# [SUPPLIED MATERIAL]
[Begin]

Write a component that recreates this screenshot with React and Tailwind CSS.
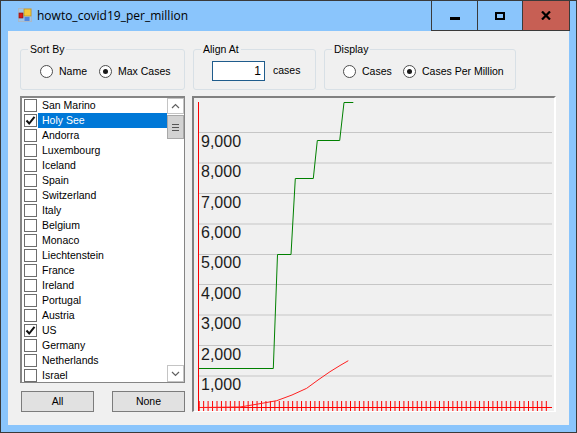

[End]
[Begin]

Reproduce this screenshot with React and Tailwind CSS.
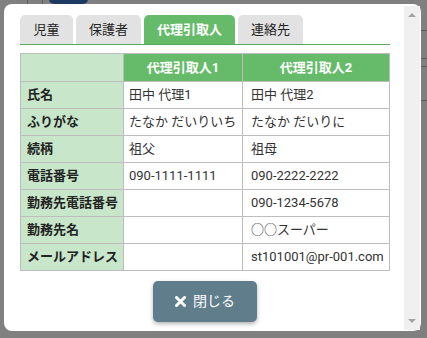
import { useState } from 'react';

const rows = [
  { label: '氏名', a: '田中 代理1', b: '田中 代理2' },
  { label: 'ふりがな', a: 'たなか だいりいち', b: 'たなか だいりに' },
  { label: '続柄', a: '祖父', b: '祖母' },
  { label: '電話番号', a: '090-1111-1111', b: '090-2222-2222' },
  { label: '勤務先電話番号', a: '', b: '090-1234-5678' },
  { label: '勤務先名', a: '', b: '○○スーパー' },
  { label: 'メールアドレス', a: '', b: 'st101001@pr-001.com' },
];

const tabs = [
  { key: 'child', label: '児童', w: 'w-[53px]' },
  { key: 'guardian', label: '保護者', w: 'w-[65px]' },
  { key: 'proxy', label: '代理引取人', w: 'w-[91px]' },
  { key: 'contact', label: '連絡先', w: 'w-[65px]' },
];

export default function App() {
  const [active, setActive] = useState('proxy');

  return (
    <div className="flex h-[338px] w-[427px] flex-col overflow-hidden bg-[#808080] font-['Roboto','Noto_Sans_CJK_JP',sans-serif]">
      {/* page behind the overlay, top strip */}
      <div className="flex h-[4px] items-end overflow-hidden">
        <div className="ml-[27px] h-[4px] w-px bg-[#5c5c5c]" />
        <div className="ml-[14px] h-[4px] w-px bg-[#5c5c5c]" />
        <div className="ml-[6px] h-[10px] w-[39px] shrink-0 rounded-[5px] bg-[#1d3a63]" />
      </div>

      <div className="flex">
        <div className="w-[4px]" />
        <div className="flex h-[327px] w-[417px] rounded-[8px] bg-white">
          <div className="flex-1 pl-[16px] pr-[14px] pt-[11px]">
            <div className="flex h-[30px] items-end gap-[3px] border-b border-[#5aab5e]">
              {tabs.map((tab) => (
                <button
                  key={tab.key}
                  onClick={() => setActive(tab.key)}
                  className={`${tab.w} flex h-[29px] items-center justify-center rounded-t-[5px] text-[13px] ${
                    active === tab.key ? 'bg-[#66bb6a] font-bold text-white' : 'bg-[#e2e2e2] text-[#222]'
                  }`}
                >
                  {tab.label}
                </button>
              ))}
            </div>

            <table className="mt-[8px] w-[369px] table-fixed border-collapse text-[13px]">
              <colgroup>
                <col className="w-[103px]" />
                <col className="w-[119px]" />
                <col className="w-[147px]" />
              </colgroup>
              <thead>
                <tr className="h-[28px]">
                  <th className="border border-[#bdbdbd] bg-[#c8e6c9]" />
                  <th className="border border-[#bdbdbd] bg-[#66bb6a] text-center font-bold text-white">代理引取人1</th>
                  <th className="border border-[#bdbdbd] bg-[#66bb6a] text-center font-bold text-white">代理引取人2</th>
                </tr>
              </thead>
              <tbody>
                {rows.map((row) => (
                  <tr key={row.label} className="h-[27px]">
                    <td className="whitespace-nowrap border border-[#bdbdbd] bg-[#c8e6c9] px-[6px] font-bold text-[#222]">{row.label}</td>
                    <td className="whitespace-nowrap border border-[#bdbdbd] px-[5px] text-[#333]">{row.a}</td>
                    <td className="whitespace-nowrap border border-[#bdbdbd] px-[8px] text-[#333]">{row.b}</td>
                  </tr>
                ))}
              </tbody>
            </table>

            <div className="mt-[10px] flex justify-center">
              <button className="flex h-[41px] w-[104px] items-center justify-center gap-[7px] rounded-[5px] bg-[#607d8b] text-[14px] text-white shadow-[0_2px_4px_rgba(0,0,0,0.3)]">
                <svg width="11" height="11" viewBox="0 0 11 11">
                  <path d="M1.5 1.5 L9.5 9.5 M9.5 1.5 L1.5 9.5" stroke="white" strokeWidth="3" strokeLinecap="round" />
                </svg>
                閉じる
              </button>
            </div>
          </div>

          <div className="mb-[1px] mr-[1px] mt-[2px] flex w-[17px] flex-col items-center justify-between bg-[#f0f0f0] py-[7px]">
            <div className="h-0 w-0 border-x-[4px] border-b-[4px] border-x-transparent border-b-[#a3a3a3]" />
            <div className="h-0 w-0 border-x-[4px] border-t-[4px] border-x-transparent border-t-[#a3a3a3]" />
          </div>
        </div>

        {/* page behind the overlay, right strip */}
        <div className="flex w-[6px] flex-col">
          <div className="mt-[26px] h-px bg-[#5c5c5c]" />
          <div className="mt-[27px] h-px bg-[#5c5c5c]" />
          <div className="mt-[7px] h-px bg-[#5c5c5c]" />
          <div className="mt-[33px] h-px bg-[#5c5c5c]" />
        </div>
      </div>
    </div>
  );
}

[End]

# [WHAT THE TASK ASKS]
Write out the lines beginning with the one that contains "Reproduce this screenshot" and ending with the one that contains "const [active, setActive]", exactly as given. Leave pictures out.

# [SOLUTION TO THIS EXERCISE]
Reproduce this screenshot with React and Tailwind CSS.
import { useState } from 'react';

const rows = [
  { label: '氏名', a: '田中 代理1', b: '田中 代理2' },
  { label: 'ふりがな', a: 'たなか だいりいち', b: 'たなか だいりに' },
  { label: '続柄', a: '祖父', b: '祖母' },
  { label: '電話番号', a: '090-1111-1111', b: '090-2222-2222' },
  { label: '勤務先電話番号', a: '', b: '090-1234-5678' },
  { label: '勤務先名', a: '', b: '○○スーパー' },
  { label: 'メールアドレス', a: '', b: 'st101001@pr-001.com' },
];

const tabs = [
  { key: 'child', label: '児童', w: 'w-[53px]' },
  { key: 'guardian', label: '保護者', w: 'w-[65px]' },
  { key: 'proxy', label: '代理引取人', w: 'w-[91px]' },
  { key: 'contact', label: '連絡先', w: 'w-[65px]' },
];

export default function App() {
  const [active, setActive] = useState('proxy');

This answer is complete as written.